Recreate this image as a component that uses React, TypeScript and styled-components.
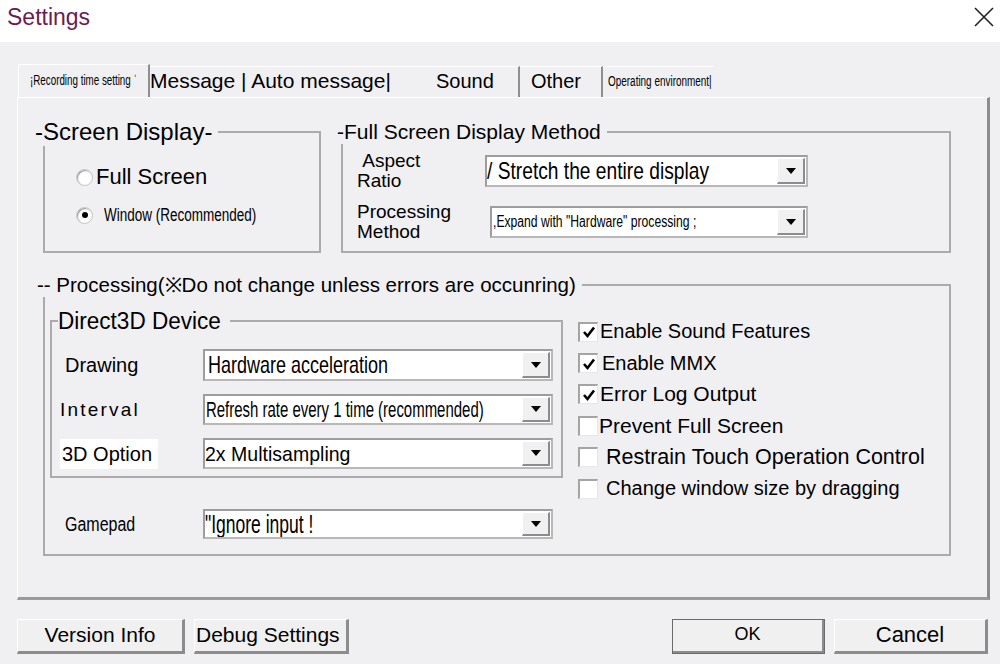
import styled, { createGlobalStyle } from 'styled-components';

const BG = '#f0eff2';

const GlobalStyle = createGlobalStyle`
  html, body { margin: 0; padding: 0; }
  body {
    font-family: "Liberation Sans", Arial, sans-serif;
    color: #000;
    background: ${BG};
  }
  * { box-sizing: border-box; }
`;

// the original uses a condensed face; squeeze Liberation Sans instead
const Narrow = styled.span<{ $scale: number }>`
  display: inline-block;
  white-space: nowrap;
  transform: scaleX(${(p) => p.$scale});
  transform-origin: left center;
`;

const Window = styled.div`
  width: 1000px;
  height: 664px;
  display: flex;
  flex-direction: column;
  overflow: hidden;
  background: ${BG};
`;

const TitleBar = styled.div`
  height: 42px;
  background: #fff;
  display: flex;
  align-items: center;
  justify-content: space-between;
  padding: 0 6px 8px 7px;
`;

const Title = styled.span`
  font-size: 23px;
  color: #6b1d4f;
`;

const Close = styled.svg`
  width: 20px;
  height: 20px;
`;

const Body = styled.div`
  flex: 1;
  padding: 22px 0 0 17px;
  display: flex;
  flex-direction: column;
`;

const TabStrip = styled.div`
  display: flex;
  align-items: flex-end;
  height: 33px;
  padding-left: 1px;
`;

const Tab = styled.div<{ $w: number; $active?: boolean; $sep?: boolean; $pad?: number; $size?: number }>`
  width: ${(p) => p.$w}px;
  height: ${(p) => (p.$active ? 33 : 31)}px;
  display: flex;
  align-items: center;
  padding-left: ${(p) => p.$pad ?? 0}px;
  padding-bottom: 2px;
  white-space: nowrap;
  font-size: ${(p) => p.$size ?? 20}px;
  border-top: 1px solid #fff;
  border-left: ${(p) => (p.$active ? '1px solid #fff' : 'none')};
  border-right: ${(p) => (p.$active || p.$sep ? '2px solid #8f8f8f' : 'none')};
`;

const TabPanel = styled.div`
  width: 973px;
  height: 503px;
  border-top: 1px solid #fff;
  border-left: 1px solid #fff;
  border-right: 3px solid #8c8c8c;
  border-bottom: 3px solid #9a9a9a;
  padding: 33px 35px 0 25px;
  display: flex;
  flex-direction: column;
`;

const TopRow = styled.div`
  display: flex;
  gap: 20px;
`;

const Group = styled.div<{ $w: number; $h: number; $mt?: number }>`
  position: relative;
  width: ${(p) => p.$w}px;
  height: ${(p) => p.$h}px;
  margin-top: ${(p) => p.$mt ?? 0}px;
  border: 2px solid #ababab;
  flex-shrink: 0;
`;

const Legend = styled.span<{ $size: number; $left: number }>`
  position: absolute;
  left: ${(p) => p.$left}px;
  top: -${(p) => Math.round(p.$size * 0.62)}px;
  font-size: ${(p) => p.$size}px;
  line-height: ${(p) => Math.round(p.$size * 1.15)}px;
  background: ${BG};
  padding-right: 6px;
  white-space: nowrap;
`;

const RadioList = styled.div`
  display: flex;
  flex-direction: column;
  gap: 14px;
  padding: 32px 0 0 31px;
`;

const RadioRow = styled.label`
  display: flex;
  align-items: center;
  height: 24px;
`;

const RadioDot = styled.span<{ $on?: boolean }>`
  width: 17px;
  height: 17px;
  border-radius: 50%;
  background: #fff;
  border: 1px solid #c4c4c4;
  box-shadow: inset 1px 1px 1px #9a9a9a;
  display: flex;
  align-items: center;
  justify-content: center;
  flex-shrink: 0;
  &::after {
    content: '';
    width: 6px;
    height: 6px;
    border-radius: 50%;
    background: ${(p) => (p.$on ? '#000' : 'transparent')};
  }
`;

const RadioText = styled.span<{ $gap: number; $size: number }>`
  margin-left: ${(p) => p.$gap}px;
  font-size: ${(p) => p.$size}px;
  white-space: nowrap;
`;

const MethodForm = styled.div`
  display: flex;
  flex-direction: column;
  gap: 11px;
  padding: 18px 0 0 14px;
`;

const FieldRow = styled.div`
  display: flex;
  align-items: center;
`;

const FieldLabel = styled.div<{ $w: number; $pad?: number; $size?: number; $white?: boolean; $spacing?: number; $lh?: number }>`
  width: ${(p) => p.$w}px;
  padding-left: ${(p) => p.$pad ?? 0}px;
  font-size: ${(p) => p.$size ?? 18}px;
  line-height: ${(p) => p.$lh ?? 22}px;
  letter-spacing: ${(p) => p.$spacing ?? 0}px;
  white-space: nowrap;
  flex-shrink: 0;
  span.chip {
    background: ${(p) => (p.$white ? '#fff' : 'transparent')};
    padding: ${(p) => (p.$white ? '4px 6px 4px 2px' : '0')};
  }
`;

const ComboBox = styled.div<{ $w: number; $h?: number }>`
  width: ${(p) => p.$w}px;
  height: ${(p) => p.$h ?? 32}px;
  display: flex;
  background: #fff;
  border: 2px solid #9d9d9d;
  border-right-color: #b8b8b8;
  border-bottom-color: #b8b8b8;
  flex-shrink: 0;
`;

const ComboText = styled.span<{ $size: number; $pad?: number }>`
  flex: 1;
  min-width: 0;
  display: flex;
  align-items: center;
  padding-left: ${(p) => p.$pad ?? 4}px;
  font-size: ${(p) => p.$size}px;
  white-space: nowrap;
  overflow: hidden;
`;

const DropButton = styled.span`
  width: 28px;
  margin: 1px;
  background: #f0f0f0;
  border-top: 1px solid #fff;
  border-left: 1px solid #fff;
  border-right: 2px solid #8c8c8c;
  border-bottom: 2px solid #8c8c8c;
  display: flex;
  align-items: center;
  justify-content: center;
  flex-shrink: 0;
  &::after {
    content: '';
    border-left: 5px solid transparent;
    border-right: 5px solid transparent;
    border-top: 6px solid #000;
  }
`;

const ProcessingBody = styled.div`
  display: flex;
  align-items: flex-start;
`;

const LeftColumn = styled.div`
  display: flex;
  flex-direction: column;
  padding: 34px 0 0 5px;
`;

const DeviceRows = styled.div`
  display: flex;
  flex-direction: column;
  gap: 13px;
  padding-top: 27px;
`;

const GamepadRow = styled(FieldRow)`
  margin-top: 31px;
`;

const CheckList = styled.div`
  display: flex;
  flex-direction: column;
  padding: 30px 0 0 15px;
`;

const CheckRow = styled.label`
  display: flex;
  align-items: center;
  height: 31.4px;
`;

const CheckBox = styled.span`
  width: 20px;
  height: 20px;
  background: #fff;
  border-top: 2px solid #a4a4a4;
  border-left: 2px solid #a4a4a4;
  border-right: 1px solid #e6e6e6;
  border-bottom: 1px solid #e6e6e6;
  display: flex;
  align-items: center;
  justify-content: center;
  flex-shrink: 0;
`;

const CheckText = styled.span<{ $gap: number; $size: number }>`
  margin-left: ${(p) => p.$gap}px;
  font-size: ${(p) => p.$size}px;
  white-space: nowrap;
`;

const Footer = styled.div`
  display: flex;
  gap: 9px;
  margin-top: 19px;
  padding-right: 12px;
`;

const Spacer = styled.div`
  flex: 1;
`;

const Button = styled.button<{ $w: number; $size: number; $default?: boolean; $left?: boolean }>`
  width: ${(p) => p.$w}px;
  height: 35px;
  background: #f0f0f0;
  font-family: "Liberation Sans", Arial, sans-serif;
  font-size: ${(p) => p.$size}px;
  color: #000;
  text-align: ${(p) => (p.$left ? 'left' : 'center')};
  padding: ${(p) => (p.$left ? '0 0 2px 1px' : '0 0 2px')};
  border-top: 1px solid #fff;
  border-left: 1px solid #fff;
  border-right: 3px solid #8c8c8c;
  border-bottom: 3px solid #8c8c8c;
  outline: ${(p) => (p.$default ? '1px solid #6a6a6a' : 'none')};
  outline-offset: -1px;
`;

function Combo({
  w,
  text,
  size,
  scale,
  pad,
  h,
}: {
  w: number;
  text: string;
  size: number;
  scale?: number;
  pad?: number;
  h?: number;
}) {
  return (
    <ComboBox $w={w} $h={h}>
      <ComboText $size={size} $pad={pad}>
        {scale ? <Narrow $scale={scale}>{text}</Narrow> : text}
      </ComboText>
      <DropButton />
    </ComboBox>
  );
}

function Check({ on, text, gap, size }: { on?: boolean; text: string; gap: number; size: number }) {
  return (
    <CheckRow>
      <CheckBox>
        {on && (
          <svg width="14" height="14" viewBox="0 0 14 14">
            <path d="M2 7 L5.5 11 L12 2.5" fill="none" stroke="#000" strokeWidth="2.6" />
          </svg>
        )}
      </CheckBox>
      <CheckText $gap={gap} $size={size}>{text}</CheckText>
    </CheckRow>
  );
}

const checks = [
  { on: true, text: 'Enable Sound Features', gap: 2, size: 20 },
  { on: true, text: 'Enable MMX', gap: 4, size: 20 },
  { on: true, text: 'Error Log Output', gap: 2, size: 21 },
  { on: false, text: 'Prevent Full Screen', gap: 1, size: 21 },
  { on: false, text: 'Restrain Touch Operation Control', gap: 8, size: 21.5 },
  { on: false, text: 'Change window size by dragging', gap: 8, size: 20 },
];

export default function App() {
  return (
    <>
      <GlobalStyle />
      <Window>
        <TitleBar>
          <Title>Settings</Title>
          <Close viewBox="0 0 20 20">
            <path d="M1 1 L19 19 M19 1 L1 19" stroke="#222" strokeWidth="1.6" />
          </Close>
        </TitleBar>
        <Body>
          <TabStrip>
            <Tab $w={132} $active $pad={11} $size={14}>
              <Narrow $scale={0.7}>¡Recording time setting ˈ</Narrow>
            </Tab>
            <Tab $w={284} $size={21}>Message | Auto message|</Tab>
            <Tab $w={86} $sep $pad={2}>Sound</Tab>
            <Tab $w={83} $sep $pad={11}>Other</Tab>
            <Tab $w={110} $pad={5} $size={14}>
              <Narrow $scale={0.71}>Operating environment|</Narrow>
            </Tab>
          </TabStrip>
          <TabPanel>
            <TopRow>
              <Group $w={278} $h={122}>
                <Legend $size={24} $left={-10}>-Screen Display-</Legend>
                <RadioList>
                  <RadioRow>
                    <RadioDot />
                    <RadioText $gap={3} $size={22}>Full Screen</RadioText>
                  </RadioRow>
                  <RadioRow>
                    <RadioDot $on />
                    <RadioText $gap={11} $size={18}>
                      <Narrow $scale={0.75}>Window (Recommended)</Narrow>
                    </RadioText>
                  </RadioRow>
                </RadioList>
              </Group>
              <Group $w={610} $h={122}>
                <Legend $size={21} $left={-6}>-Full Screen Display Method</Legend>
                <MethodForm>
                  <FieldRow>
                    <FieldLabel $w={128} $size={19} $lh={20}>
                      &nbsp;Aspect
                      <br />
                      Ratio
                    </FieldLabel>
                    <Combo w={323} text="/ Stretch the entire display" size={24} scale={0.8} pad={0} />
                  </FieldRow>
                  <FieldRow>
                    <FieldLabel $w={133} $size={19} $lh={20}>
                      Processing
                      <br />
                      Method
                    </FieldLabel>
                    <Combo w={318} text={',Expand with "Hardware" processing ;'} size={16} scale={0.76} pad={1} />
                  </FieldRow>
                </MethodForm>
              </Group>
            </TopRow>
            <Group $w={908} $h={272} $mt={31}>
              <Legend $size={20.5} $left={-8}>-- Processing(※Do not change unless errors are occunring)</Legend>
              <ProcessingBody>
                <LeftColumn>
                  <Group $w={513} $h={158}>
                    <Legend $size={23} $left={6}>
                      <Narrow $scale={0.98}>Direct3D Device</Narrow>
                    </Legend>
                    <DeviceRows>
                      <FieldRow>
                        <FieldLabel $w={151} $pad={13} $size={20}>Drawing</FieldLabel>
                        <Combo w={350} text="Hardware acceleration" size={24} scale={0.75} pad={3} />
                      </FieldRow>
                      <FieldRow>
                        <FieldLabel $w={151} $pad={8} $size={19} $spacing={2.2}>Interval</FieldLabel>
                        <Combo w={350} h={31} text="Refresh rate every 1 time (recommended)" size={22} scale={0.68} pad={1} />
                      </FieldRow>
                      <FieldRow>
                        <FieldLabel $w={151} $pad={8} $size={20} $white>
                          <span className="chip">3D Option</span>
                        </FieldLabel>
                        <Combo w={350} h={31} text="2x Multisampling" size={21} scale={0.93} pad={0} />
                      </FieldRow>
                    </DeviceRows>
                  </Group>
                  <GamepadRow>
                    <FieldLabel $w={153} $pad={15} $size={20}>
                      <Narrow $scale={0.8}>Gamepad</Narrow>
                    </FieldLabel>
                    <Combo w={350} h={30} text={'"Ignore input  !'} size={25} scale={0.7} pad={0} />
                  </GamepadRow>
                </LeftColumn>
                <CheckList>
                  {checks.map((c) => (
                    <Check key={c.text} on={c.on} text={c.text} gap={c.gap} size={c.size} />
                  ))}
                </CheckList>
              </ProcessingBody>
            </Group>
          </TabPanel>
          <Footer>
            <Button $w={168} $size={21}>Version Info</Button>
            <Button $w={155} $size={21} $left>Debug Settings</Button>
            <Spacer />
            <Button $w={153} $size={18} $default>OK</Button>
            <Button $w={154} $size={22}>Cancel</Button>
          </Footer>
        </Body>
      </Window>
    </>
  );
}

===============

§ **What you have to do**
From the opening line of the listing above through the line bearing "const BG = '#f0eff2';", repeat each line exactly. Drop every picture.

§ **Result of the task**
Recreate this image as a component that uses React, TypeScript and styled-components.
import styled, { createGlobalStyle } from 'styled-components';

const BG = '#f0eff2';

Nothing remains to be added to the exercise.